»»

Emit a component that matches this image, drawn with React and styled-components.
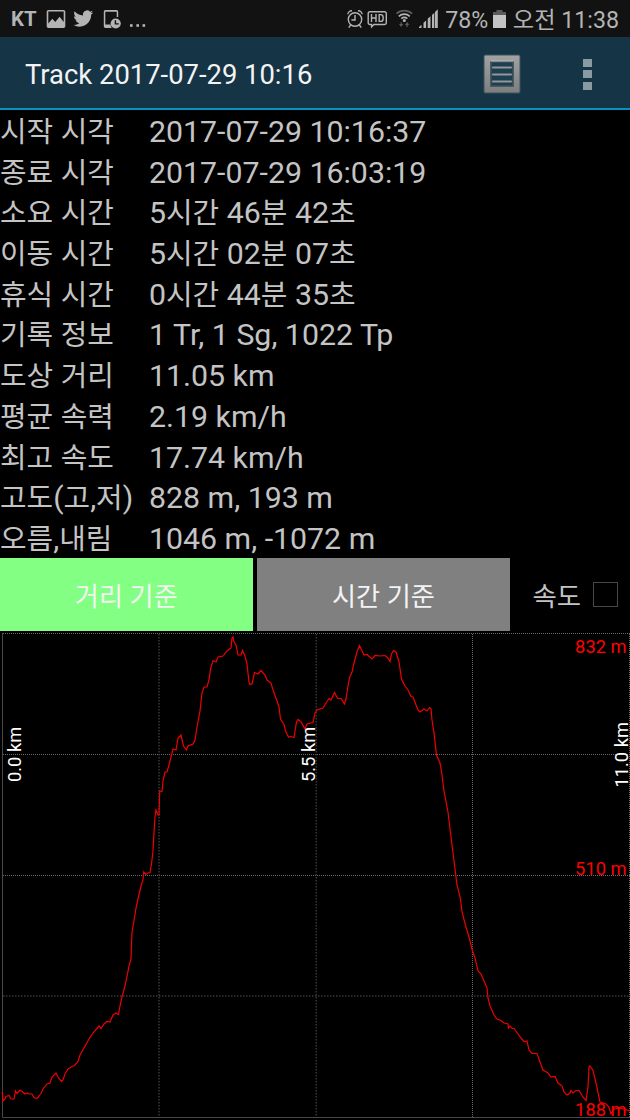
import styled, { createGlobalStyle } from 'styled-components';

const stats = [
  ['시작 시각', '2017-07-29 10:16:37'],
  ['종료 시각', '2017-07-29 16:03:19'],
  ['소요 시간', '5시간 46분 42초'],
  ['이동 시간', '5시간 02분 07초'],
  ['휴식 시간', '0시간 44분 35초'],
  ['기록 정보', '1 Tr, 1 Sg, 1022 Tp'],
  ['도상 거리', '11.05 km'],
  ['평균 속력', '2.19 km/h'],
  ['최고 속도', '17.74 km/h'],
  ['고도(고,저)', '828 m, 193 m'],
  ['오름,내림', '1046 m, -1072 m'],
];

// Elevation profile, x = distance, y = height on the chart
const profile = `2.3,1092 3,1101 5,1099 6,1096.5 9,1095.5 11,1099 14,1099 15.5,1091 17,1093.5
  20,1090 22,1091.5 25,1094 27.5,1093 29,1094 32,1094 34,1097.5 37,1098.5 41,1093.5 43,1089
  47,1084 50,1083 52,1077 56,1073 58,1077 61.5,1081.5 63,1080 65,1074 68,1069 72,1066.5
  74,1066 78,1061.5 80,1055 84,1048 89,1039 93,1033 99,1026 101,1028.5 104,1024 107,1021.5
  110,1022 113,1015 116,1013 118.5,1014.5 120,1006 122,997 125,986 127.5,974 129,966 131,959
  132,932 134,921 136,908 138,899 141,886 143,880 143.7,872 146,874.5 148,873 150,872.5
  151.5,864 153,851 154,833 155,817 156,810 158,815 159,815 159.7,791 162,791.5 163,781
  165,772 167,772 169,765 172,753 173,749 176,750 178,738 181,735 183.5,746 186.5,750
  188,746 193,744 195,740 197,727 200,711 202,693 204,687 207,687 209,680 210.5,669
  213,660.5 216,662 218,657 223,656 227,651 231,648 232,638 233,637 234,642 236,645
  238,655 241,655 242.5,650.5 245,656 247,664 249,682 250,684.5 252,684 254.5,672.5
  258,674 261,670.5 265,675 267,680 271,683 273,690 277,701 279,707 280.5,719 284,724.5
  285.5,731 288.5,737 291,736.5 294,737.5 296.5,722 298,719.5 301,722 305,729 307,724
  313,722.5 315,713 317,710 323,708 326,703 329,698.5 331,700 334.5,692.5 337.5,698.5
  341,698.5 344.5,704 346,699 348,686 349.5,678 352,672 354,663 357,652 359.5,645.5
  364,655 367,654.5 372,659 375,655.5 380,656 385,655.5 388,658 390,661.5 391.5,654
  393.5,650.5 396,652 399,662 401.5,679 405,686 408,690 411,696.5 413,697 416,705 418,710
  420,712 424,709 427,711 429.5,707.5 431,708.5 432,720 434,733 436.5,755 440,763 442,775
  444,791 448,812 451,837 454,861 457,885 460.5,899 462,912 466,927 469,937 472,949
  475,958 478,971 481,974 484,981 487,988 488,998 490,1006 494,1015 497,1019 501,1020.5
  504,1023 508,1024 508.5,1028 510,1026 512,1028.5 514,1028.5 518,1034 521,1038
  524,1041.5 527,1041 529,1050 532,1053.5 537,1053.5 540,1062 543,1070 548,1073 551,1077
  555,1076.5 558,1083 562,1086 564,1092 567,1095 570,1093 571,1090.5 573,1093 576,1090.5
  579,1090.5 583,1097 586,1100.5 588,1087 589,1067 590,1066 593,1070.5 596,1083 600,1102
  606,1104 609,1107 611,1114 614,1109 620,1108 630,1111`;

const App = () => (
  <Screen>
    <GlobalStyle />
    <StatusBar>
      <Carrier>KT</Carrier>
      <NoticeIcons />
      <SystemIcons />
      <StatusText>78%</StatusText>
      <BatteryIcon />
      <StatusText>오전 11:38</StatusText>
    </StatusBar>

    <Header>
      <Title>Track 2017-07-29 10:16</Title>
      <ListIcon />
      <MoreButton>
        <MoreDot />
        <MoreDot />
        <MoreDot />
      </MoreButton>
    </Header>

    <Stats>
      {stats.map(([label, value]) => (
        <StatRow key={label}>
          <StatLabel>
            <MixedText text={label} />
          </StatLabel>
          <StatValue>
            <MixedText text={value} />
          </StatValue>
        </StatRow>
      ))}
    </Stats>

    <Controls>
      <ModeButton $active>거리 기준</ModeButton>
      <ModeButton>시간 기준</ModeButton>
      <SpeedToggle>
        속도
        <CheckBox />
      </SpeedToggle>
    </Controls>

    <ElevationChart />
  </Screen>
);

// Hangul is set a little smaller than the digits beside it
const MixedText = ({ text }) =>
  text
    .split(/([가-힣]+)/)
    .map((part, i) => (i % 2 ? <Hangul key={i}>{part}</Hangul> : part));

const NoticeIcons = () => (
  <NoticeSvg viewBox="44 0 106 37">
    <g fill="#b4b4b4">
      <path
        fillRule="evenodd"
        d="M48.500 10h15a1.800 1.800 0 0 1 1.800 1.800v14.400a1.800 1.800 0 0 1-1.800 1.800h-15a1.800 1.800 0 0 1-1.800-1.800V11.800a1.800 1.800 0 0 1 1.800-1.800zM48.300 11.600v12l4-4.800 3 3.200 4.300-5.300 4.100 5.300V11.600z"
      />
      <path
        transform="translate(73.300 8.600) scale(.83)"
        d="M23.950 4.570a10 10 0 0 1-2.820.77 4.960 4.960 0 0 0 2.160-2.720 9.990 9.990 0 0 1-3.120 1.180 4.920 4.920 0 0 0-8.380 4.480C7.690 8.100 4.070 6.130 1.640 3.160a4.820 4.820 0 0 0-.67 2.480c0 1.710.87 3.210 2.190 4.100a4.900 4.900 0 0 1-2.230-.62v.06a4.920 4.920 0 0 0 3.950 4.830 5 5 0 0 1-2.210.08 4.940 4.940 0 0 0 4.600 3.420A9.870 9.870 0 0 1 0 19.540a13.990 13.990 0 0 0 7.550 2.210c9.050 0 14-7.500 14-13.980 0-.21 0-.42-.02-.63a9.940 9.940 0 0 0 2.460-2.550z"
      />
      <path
        fillRule="evenodd"
        d="M105.500 10h11a1.700 1.700 0 0 1 1.700 1.700V17h-1.500v-5.300h-11.400V24.500h5.200a5.800 5.800 0 0 0 1.200 3.400h-6.200a1.700 1.700 0 0 1-1.700-1.700V11.700a1.700 1.700 0 0 1 1.700-1.700z"
      />
      <circle cx="115.700" cy="23.500" r="5.100" />
      <rect x="130" y="24.200" width="2.600" height="2.600" />
      <rect x="136.400" y="24.200" width="2.600" height="2.600" />
      <rect x="142.500" y="24.200" width="2.600" height="2.600" />
    </g>
    <path d="M115.400 20.200v3.700h3.300" fill="none" stroke="#121212" strokeWidth="1.400" />
  </NoticeSvg>
);

const SystemIcons = () => (
  <SystemSvg viewBox="345 0 100 37">
    <g fill="none" stroke="#b4b4b4" strokeWidth="1.400">
      <circle cx="355" cy="19.500" r="6.700" />
      <path d="M355 15v5h-3.600M347.800 14.300a4 4 0 0 1 4.200-3.600M362.200 14.300a4 4 0 0 0-4.200-3.600M350.700 25l-2 2.600M359.300 25l2 2.600" />
      <path d="M370 11.700h14.500a1.800 1.800 0 0 1 1.800 1.800v9.200a1.800 1.800 0 0 1-1.800 1.800H374l-2.400 2.300v-2.300H370a1.800 1.800 0 0 1-1.800-1.800v-9.200a1.800 1.800 0 0 1 1.800-1.800z" />
      <path d="M371.500 14v8M376 14v8M371.500 18h4.500M379.200 14.600v6.800h1.400a2.500 2.500 0 0 0 2.500-2.500v-1.800a2.500 2.500 0 0 0-2.500-2.500z" />
    </g>
    <g fill="none" strokeWidth="1.700">
      <path d="M396.500 13.600a11.500 11.500 0 0 1 15.600 0" stroke="#5c5c5c" />
      <path d="M398.800 16.300a8 8 0 0 1 11 0M401.300 18.600a4.700 4.700 0 0 1 6 0" stroke="#b4b4b4" />
    </g>
    <circle cx="404.300" cy="20.500" r="1.500" fill="#b4b4b4" />
    <path
      d="M399 24h1.600v-1.800h1.200V24h1.400l-2.100 3zM405 25l2.100-3 2.100 3h-1.500v2h-1.200v-2z"
      fill="#5c5c5c"
    />
    <path
      d="M419 28v-1l2.500-2.200V28zM423.500 28v-5.200l2.600-2.300V28zM427.700 28v-9.200l2.800-2.500V28zM432 28V15l2.300-2.200V28zM435 28V12l2.800-2.700V28z"
      fill="#b4b4b4"
    />
  </SystemSvg>
);

const BatteryIcon = () => (
  <BatterySvg viewBox="0 0 13 18">
    <path d="M0 2h3.500V0h6v2H13v4H0z" fill="#5c5c5c" />
    <path d="M0 5h13v13H0z" fill="#c4c4c4" />
  </BatterySvg>
);

const ListIcon = () => (
  <ListSvg viewBox="0 0 38 40">
    <defs>
      <linearGradient id="metal" x1="0" y1="0" x2="0" y2="1">
        <stop offset="0" stopColor="#a2a2a2" />
        <stop offset="1" stopColor="#7e7e7e" />
      </linearGradient>
    </defs>
    <rect x=".5" y=".5" width="37" height="39" rx="1.500" fill="#365260" />
    <rect x="1.500" y="1.500" width="35" height="37" rx="1" fill="url(#metal)" />
    <rect x="7" y="7" width="24" height="26" fill="#4a5a62" />
    <rect x="8.500" y="8.500" width="21" height="23" fill="#1d3f50" />
    <path d="M7.500 7h23" stroke="#bdbdbd" />
    <path
      d="M10 13.500h18M10 20.500h18M10 27.500h18"
      stroke="#92979a"
      strokeWidth="2.200"
      strokeLinecap="round"
    />
  </ListSvg>
);

const ElevationChart = () => (
  <ChartSvg viewBox="0 631 630 489">
    <g stroke="#686868" strokeDasharray="1 1">
      <path d="M3 633.500H630M3 754.500H630M3 875.500H630" />
      <path d="M472.500 634V1117M629.500 634V1117" />
    </g>
    <g stroke="#383838" strokeWidth="1.500" strokeDasharray="1.500 1.500">
      <path d="M3 996H630M159 634V1117M316.300 634V1117" />
    </g>
    <path d="M2.500 633V1117.500H630" fill="none" stroke="#484848" />
    <polyline points={profile} fill="none" stroke="#f00000" strokeWidth="1.200" />
    <AxisText x="626.500" y="653" textAnchor="end">832 m</AxisText>
    <AxisText x="626.500" y="874.500" textAnchor="end">510 m</AxisText>
    <AxisText x="626.500" y="1115.500" textAnchor="end">188 m</AxisText>
    <AxisText $light transform="translate(20.500 782) rotate(-90)">0.0 km</AxisText>
    <AxisText $light transform="translate(314.500 782) rotate(-90)">5.5 km</AxisText>
    <AxisText $light transform="translate(628 787.500) rotate(-90)">11.0 km</AxisText>
  </ChartSvg>
);

const GlobalStyle = createGlobalStyle`
  body {
    margin: 0;
    background: #000;
  }
`;

const Screen = styled.div`
  display: flex;
  flex-direction: column;
  width: 630px;
  height: 1120px;
  overflow: hidden;
  background: #000;
  color: #c4c4c4;
  font-family: Roboto, 'Noto Sans CJK KR', sans-serif;
`;

const StatusBar = styled.div`
  display: flex;
  flex: none;
  box-sizing: border-box;
  height: 37px;
  padding: 0 11px;
  background: #121212;
  line-height: 40px;
`;

const Carrier = styled.span`
  width: 33px;
  color: #b4b4b4;
  font-size: 20.4px;
  font-weight: 700;
  line-height: 39px;
`;

const NoticeSvg = styled.svg`
  width: 106px;
  height: 37px;
  margin-right: auto;
`;

const SystemSvg = styled.svg`
  width: 100px;
  height: 37px;
`;

const StatusText = styled.span`
  color: #b4b4b4;
  font-size: 23.2px;
  white-space: nowrap;
`;

const BatterySvg = styled.svg`
  width: 13px;
  height: 18px;
  margin: 10px 6.500px 0 5px;
`;

const Header = styled.div`
  display: flex;
  flex: none;
  align-items: center;
  box-sizing: border-box;
  height: 73px;
  padding: 0 38px 0 25px;
  border-bottom: 2px solid #0a90c6;
  background: #153445;
`;

const Title = styled.h1`
  flex: 1;
  margin: 0;
  padding-top: 4px;
  color: #f3f3f3;
  font-size: 27.4px;
  font-weight: 400;
  white-space: nowrap;
`;

const ListSvg = styled.svg`
  width: 38px;
  height: 40px;
  margin-top: 2px;
`;

const MoreButton = styled.div`
  display: flex;
  flex-direction: column;
  gap: 3.500px;
  margin: 3px 0 0 62px;
`;

const MoreDot = styled.i`
  width: 9px;
  height: 8px;
  background: #8a9aa2;
`;

const Stats = styled.dl`
  flex: none;
  height: 448px;
  margin: 0;
`;

const StatRow = styled.div`
  display: flex;
  height: 40.7px;
  font-size: 30.3px;
  line-height: 44px;
  white-space: nowrap;
`;

const StatLabel = styled.dt`
  width: 149px;
`;

const StatValue = styled.dd`
  margin: 0;
`;

const Hangul = styled.span`
  font-size: 28.900px;
  line-height: 1;
`;

const Controls = styled.div`
  display: flex;
  flex: none;
  gap: 4.500px;
  height: 73px;
`;

const ModeButton = styled.button`
  width: 252.600px;
  padding: 0;
  border: 0;
  background: ${({ $active }) => ($active ? '#83ff83' : '#808080')};
  color: #f3f3f3;
  font: inherit;
  font-size: 26.200px;
`;

const SpeedToggle = styled.label`
  display: flex;
  align-items: center;
  gap: 12px;
  margin-left: 18.300px;
  font-size: 26.400px;
`;

const CheckBox = styled.span`
  box-sizing: border-box;
  width: 25px;
  height: 25px;
  border: 1px solid #484848;
`;

const ChartSvg = styled.svg`
  display: block;
  flex: none;
  width: 630px;
  height: 489px;
`;

const AxisText = styled.text`
  fill: ${({ $light }) => ($light ? '#fff' : '#f00')};
  font-size: 18.3px;
`;

export default App;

««

__Written problem__
Your task is to collect every line above that contains the word "components".

__Response for this exercise__
Emit a component that matches this image, drawn with React and styled-components.
import styled, { createGlobalStyle } from 'styled-components';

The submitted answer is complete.